How do you all set up for buffing? How many wheels? What type of wheels? What compounds?

I figure this would be somehting I would need soon but have come across so many different types I dont want to get anything that is over kill.

Im using a Jet Mini.

Thanks

Tom


----------



## Blind_Squirrel (Apr 25, 2007)

http://www.bealltool.com/products/buffing/buffer.php


----------



## JimGo (Apr 25, 2007)

Try this thread:
http://www.penturners.org/forum/topic.asp?ARCHIVE=true&TOPIC_ID=2806&SearchTerms=paint,roller,buffing


----------



## its_virgil (Apr 25, 2007)

Homemade using all thread rod, washers, nuts and wheels on a retired cheap made in china lathe, but hey, I have a new buffer.[]
Do a good turn daily!
Don


----------



## ahoiberg (Apr 25, 2007)

i've been using a buffing wheel i got at HF for like $5 mounted in my drill press, it works great for me. you could buy a few if you need more than one wheel and label it somehow and just switch them as needed. i got my white diamond compound from AS and i've got some carnauba wax if i ever deicide to use it but white diamond has been all i've deemed necessary for my finish at this time.


----------



## Firefyter-emt (Apr 25, 2007)

I have been refurbing a lathe to turn into a dedicated buffer. It's an 8" x 30" so 6" wheels will be a prefect fit. The lathe uses a solid 5/8" headstock (Shopsmith style) so I am replacing the entire headstock shaft with three feet of 5/8" CRS.  Basicly a dedicated Beall type set up. The best place for wheels I have found is Eastwood Mfg. (Google it)

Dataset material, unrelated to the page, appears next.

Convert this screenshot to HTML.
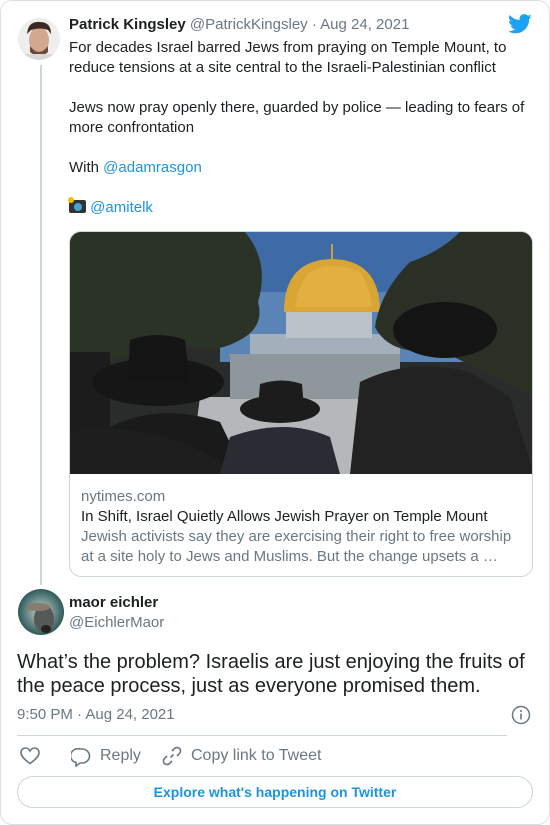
<!DOCTYPE html>
<html><head><meta charset="utf-8"><style>
*{margin:0;padding:0;box-sizing:border-box}
body{width:550px;height:825px;background:#fff;font-family:"Liberation Sans",Arial,sans-serif;color:#1c2022;position:relative;overflow:hidden}
.card{position:absolute;left:0;top:0;width:550px;height:825px;border:1px solid #dbe0e4;border-radius:12px}
.a{position:absolute;white-space:nowrap}
.t{font-size:15px;line-height:20px}
.g{color:#697882}
.b{color:#1b95e0}
</style></head><body>
<div class="card"></div>
<svg class="a" style="left:18px;top:18px" width="42" height="42" viewBox="0 0 42 42">
<defs><clipPath id="c1"><circle cx="21" cy="21" r="21"/></clipPath></defs>
<g clip-path="url(#c1)"><rect width="42" height="42" fill="#eeeeec"/>
<ellipse cx="21" cy="22" rx="10" ry="13" fill="#d2a88e"/>
<path d="M9 16 Q10 3 22 4 Q33 4 33 16 L30 12 Q22 9 13 12Z" fill="#3a2a22"/>
<path d="M12 28 Q21 40 30 28 L30 34 Q21 42 12 34Z" fill="#6b4a38"/>
<rect x="6" y="36" width="30" height="8" fill="#d8d8d6"/></g></svg>
<div class="a" style="left:40px;top:65px;width:2px;height:520px;background:#ccd6dd"></div>
<div class="a t" style="left:69px;top:15px"><b>Patrick Kingsley</b> <span class="g">@PatrickKingsley · Aug 24, 2021</span></div>
<svg class="a" style="left:508px;top:14px" width="24" height="20" viewBox="0 0 24 20"><path fill="#1da1f2" d="M23.6 2.4c-.9.4-1.8.6-2.8.8 1-.6 1.800-1.5 2.1-2.7-.9.6-2 1-3.1 1.2C19 .7 17.7.1 16.3.1c-2.7 0-4.8 2.2-4.8 4.8 0 .4 0 .8.1 1.1C7.5 5.8 4 3.9 1.6 1 1.2 1.7 1 2.5 1 3.4c0 1.7.9 3.2 2.2 4-.8 0-1.5-.2-2.2-.6v.1c0 2.3 1.7 4.3 3.9 4.7-.4.1-.8.2-1.3.2-.3 0-.6 0-.9-.1.6 1.9 2.400 3.3 4.5 3.4-1.700 1.3-3.7 2.1-6 2.1-.4 0-.8 0-1.2-.1 2.1 1.4 4.7 2.2 7.4 2.2 8.9 0 13.7-7.4 13.7-13.7v-.6c1-.7 1.8-1.5 2.5-2.600z"/></svg>
<div class="a t" style="left:69px;top:38px">For decades Israel barred Jews from praying on Temple Mount, to<br>reduce tensions at a site central to the Israeli-Palestinian conflict</div>
<div class="a t" style="left:69px;top:98px">Jews now pray openly there, guarded by police — leading to fears of<br>more confrontation</div>
<div class="a t" style="left:69px;top:158px">With <span class="b">@adamrasgon</span></div>
<div class="a t" style="left:69px;top:198px"><span style="display:inline-block;width:17px;height:13px;background:#333;border-radius:2px;vertical-align:-1px;position:relative"><span style="position:absolute;left:5px;top:3px;width:8px;height:8px;border-radius:50%;background:#4aa3d8"></span><span style="position:absolute;left:-1px;top:-3px;width:6px;height:6px;border-radius:50%;background:#f5c000"></span></span> <span class="b">@amitelk</span></div>
<div class="a" style="left:69px;top:231px;width:464px;height:346px;border:1px solid #ccd6dd;border-radius:12px;overflow:hidden">
<svg width="464" height="242" viewBox="0 0 464 242" style="display:block">
<rect width="464" height="242" fill="#2a2c2c"/>
<rect x="150" y="0" width="250" height="130" fill="#3e6aa6"/>
<rect x="150" y="60" width="250" height="70" fill="#5a84b6"/>
<rect x="180" y="102" width="150" height="68" fill="#a3b0bc"/>
<rect x="216" y="78" width="86" height="28" fill="#b9c2c8"/>
<path d="M214 80 Q214 28 262 27 Q310 28 310 80Z" fill="#d9a634"/>
<path d="M240 40 Q262 28 290 40 Q300 55 302 75 L225 75 Q228 52 240 40Z" fill="#e6b84a" opacity=".6"/>
<rect x="261" y="12" width="2" height="16" fill="#c9a040"/>
<path d="M130 165 L330 165 L340 242 L120 242Z" fill="#b4b8ba"/>
<rect x="160" y="122" width="170" height="45" fill="#8e979c"/>
<path d="M0 0 L175 0 Q200 30 188 70 Q195 95 170 108 Q140 125 110 110 L0 140Z" fill="#2b3226"/>
<path d="M464 0 L390 0 Q370 20 340 30 Q310 60 305 95 Q320 125 370 118 L464 165Z" fill="#2a3025"/>
<rect x="0" y="120" width="40" height="122" fill="#1c1c1c"/>
<ellipse cx="88" cy="150" rx="66" ry="24" fill="#161616"/>
<path d="M60 108 Q88 98 115 108 L120 150 L58 150Z" fill="#141414"/>
<path d="M20 242 L40 195 Q90 170 150 190 L175 242Z" fill="#1a1a1a"/>
<path d="M0 242 L0 200 Q90 185 170 242Z" fill="#1e1e1e"/>
<ellipse cx="210" cy="177" rx="40" ry="14" fill="#1c1c1c"/>
<path d="M190 152 Q212 145 232 152 L234 177 L188 177Z" fill="#1c1c1c"/>
<path d="M150 242 L160 205 Q215 185 260 205 L270 242Z" fill="#2b2b33"/>
<ellipse cx="375" cy="98" rx="52" ry="28" fill="#141414"/>
<path d="M345 80 Q375 65 400 80 L405 98 L342 98Z" fill="#151515"/>
<path d="M280 242 L290 150 Q340 125 400 140 L440 165 L464 242Z" fill="#232222"/>
</svg>
<div class="a t g" style="left:11px;top:255px">nytimes.com</div>
<div class="a t" style="left:11px;top:275px">In Shift, Israel Quietly Allows Jewish Prayer on Temple Mount</div>
<div class="a t g" style="left:11px;top:295px">Jewish activists say they are exercising their right to free worship<br>at a site holy to Jews and Muslims. But the change upsets a …</div>
</div>
<svg class="a" style="left:18px;top:589px" width="46" height="46" viewBox="0 0 46 46">
<defs><clipPath id="c2"><circle cx="23" cy="23" r="23"/></clipPath><radialGradient id="rg"><stop offset="0" stop-color="#c8d6d0"/><stop offset="1" stop-color="#2e5a5a"/></radialGradient></defs>
<g clip-path="url(#c2)"><rect width="46" height="46" fill="url(#rg)"/>
<ellipse cx="26" cy="30" rx="10" ry="14" fill="#555a58"/>
<ellipse cx="20" cy="18" rx="12" ry="4" fill="#8a7a70"/>
<ellipse cx="28" cy="40" rx="5" ry="4" fill="#222"/></g></svg>
<div class="a t" style="left:69px;top:593px;font-weight:bold">maor eichler</div>
<div class="a t g" style="left:69px;top:613px">@EichlerMaor</div>
<div class="a" style="left:17px;top:650px;font-size:20px;line-height:24px">What’s the problem? Israelis are just enjoying the fruits of<br>the peace process, just as everyone promised them.</div>
<div class="a t g" style="left:17px;top:705px">9:50 PM · Aug 24, 2021</div>
<svg class="a" style="left:511px;top:705px" width="20" height="20" viewBox="0 0 20 20"><circle cx="10" cy="10" r="8.5" fill="none" stroke="#697882" stroke-width="1.5"/><rect x="9.2" y="8.5" width="1.6" height="6" fill="#697882"/><circle cx="10" cy="6" r="1" fill="#697882"/></svg>
<div class="a" style="left:17px;top:735px;width:490px;height:1px;background:#ccd6dd"></div>
<svg class="a" style="left:20px;top:747px" width="20" height="18" viewBox="0 0 20 18"><path d="M10 16.5 C3 11.5 1 8.5 1 5.5 1 3 3 1 5.5 1 7.5 1 9 2.2 10 4 11 2.2 12.5 1 14.5 1 17 1 19 3 19 5.5 19 8.5 17 11.5 10 16.5Z" fill="none" stroke="#697882" stroke-width="1.6"/></svg>
<svg class="a" style="left:71px;top:747px" width="20" height="20" viewBox="0 0 20 20"><path d="M9 2 H11 A7.5 7 0 0 1 11 16 H9 L5 19 V15.5 A7.5 7 0 0 1 9 2Z" fill="none" stroke="#697882" stroke-width="1.6"/></svg>
<div class="a t g" style="left:100px;top:746px;font-size:16px">Reply</div>
<svg class="a" style="left:162px;top:746px" width="20" height="20" viewBox="0 0 20 20"><g fill="none" stroke="#697882" stroke-width="1.6"><path d="M8.5 11.5 L11.5 8.5"/><path d="M10 5 L12.5 2.5 A3 3 0 0 1 17.5 7.5 L15 10"/><path d="M10 15 L7.5 17.5 A3 3 0 0 1 2.5 12.5 L5 10"/></g></svg>
<div class="a t g" style="left:191px;top:746px;font-size:16px">Copy link to Tweet</div>
<div class="a" style="left:17px;top:776px;width:516px;height:32px;border:1px solid #ccd6dd;border-radius:16px;text-align:center;font-size:14px;line-height:30px;font-weight:bold;color:#1b95e0">Explore what's happening on Twitter</div>
</body></html>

Here is my "lathe in waiting" The main body is done, I just need to polish & clean the hardware and then buy the 5/8" stock for the rod.


----------



## TomG (Apr 25, 2007)

> _Originally posted by Blind_Squirrel_
> <br />http://www.bealltool.com/products/buffing/buffer.php



Would I get a 4, 6 or 8 inch wheel for my Jet mini?

Tom


----------



## angboy (Apr 25, 2007)

Convince Peter to make more buffing wheel set-ups!!![][]


----------



## TAld (Apr 26, 2007)

Tom, I am using the 8" wheels and they work great.


----------



## TomG (Apr 26, 2007)

> _Originally posted by TAld_
> <br />Tom, I am using the 8" wheels and they work great.

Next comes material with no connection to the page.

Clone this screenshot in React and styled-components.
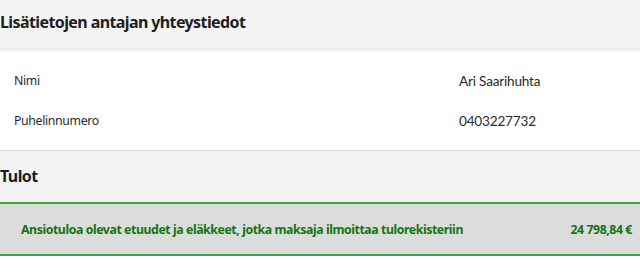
import React from 'react';
import styled, { createGlobalStyle } from 'styled-components';

const GlobalStyle = createGlobalStyle`
	body {
		margin: 0;
		background: #ffffff;
		font-family: "Noto Sans", "Open Sans", sans-serif;
		color: #222;
	}
`;

const contact = [
	{ label: 'Nimi', value: 'Ari Saarihuhta' },
	{ label: 'Puhelinnumero', value: '0403227732' },
];

function App() {
	return (
		<>
			<GlobalStyle />
			<Page>
				<SectionHeader>
					<HeaderTitle>Lisätietojen antajan yhteystiedot</HeaderTitle>
				</SectionHeader>
				<HeaderShade />
				<ContactList>
					{contact.map((row) => (
						<ContactRow key={row.label}>
							<ContactLabel>{row.label}</ContactLabel>
							<ContactValue>{row.value}</ContactValue>
						</ContactRow>
					))}
				</ContactList>
				<SectionHeader $tall>
					<HeaderTitle>Tulot</HeaderTitle>
				</SectionHeader>
				<IncomeRow>
					<IncomeText>Ansiotuloa olevat etuudet ja eläkkeet, jotka maksaja ilmoittaa tulorekisteriin</IncomeText>
					<IncomeText>24 798,84 €</IncomeText>
				</IncomeRow>
			</Page>
		</>
	);
}

const Page = styled.div`
	width: 640px;
	display: flex;
	flex-direction: column;
`;

const SectionHeader = styled.div`
	height: ${(p) => (p.$tall ? '52px' : '48px')};
	background-color: #f3f3f3;
	display: flex;
	align-items: center;
	padding-bottom: ${(p) => (p.$tall ? '2px' : '4px')};
	box-sizing: border-box;
	border-top: ${(p) => (p.$tall ? '1px solid #dcdcdc' : 'none')};
`;

const HeaderTitle = styled.h2`
	margin: 0;
	font-size: 16px;
	font-weight: 700;
	letter-spacing: -0.6px;
	color: #1e1e1e;
`;

const HeaderShade = styled.div`
	height: 4px;
	background: linear-gradient(#e4ede7, #f6faf7);
`;

const ContactList = styled.div`
	display: flex;
	flex-direction: column;
	padding: 8px 0 10px;
`;

const ContactRow = styled.div`
	height: 40px;
	display: grid;
	grid-template-columns: 445px 1fr;
	align-items: center;
	padding-left: 14px;
`;

const ContactLabel = styled.span`
	font-size: 12.3px;
	letter-spacing: -0.35px;
	color: #2a2a2a;
`;

const ContactValue = styled.span`
	font-family: Lato, "Noto Sans", sans-serif;
	font-size: 13.6px;
	letter-spacing: -0.2px;
	color: #2a2a2a;
	padding-top: 2px;
`;

const IncomeRow = styled.div`
	height: 54px;
	box-sizing: border-box;
	background-color: #dcdcdc;
	border-top: 2px solid #3aa53a;
	border-bottom: 2px solid #3aa53a;
	display: flex;
	justify-content: space-between;
	align-items: center;
	padding: 0 8px 0 21px;
`;

const IncomeText = styled.span`
	font-size: 12.3px;
	font-weight: 700;
	letter-spacing: -0.42px;
	color: #127512;
`;

export default App;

Thanks, I ordered the buffing wheel from AS and the MT2 to hold.  I figured start off small since I dont know what the heck I want yet.  How do you apply the White Diamond compound? I assume set the lathe to the highest setting then touch the compound to the buffing wheel?

Tom


----------



## huntersilver (Apr 26, 2007)

I use the Beal system on a Jet mini.
Works well.


----------



## Russb (Apr 29, 2007)

Tomg if you are using 8"wheels I would use about 1725 rpm. It's the surface speed of the outside of the wheel that needs to be considered. For brand new wheels I would apply the compound with light to medium pressure for about 3 seconds to "charge" the wheels. For subsequent applications I find about 1 to 2 seconds is good enough. Too much compound will transfer to your workpiece and just about has to be scraped off. So go easy.


----------



## rhag1128 (Jul 19, 2007)

> _Originally posted by its_virgil_
> <br />Homemade using all thread rod, washers, nuts and wheels on a retired cheap made in china lathe, but hey, I have a new buffer.[]
> Do a good turn daily!
> Don



Don,

I am looking at doing the same thing for my buffing system.  How did you affix the threaded rod to the headstock and tailstock?  Thanks for giving me this idea.

Randy


----------



## mewell (Jul 19, 2007)

> _Originally posted by JimGo_
> <br />Try this thread:
> http://www.penturners.org/forum/topic.asp?ARCHIVE=true&TOPIC_ID=2806&SearchTerms=paint,roller,buffing



I second Jim's quote... In fact, I just went out today and purchased a new roller after 2 1/2 years of use on the old one[] Price on the roller has gone up about $1.50 tp $9.29 since I got the old one in 2005 [:0]


----------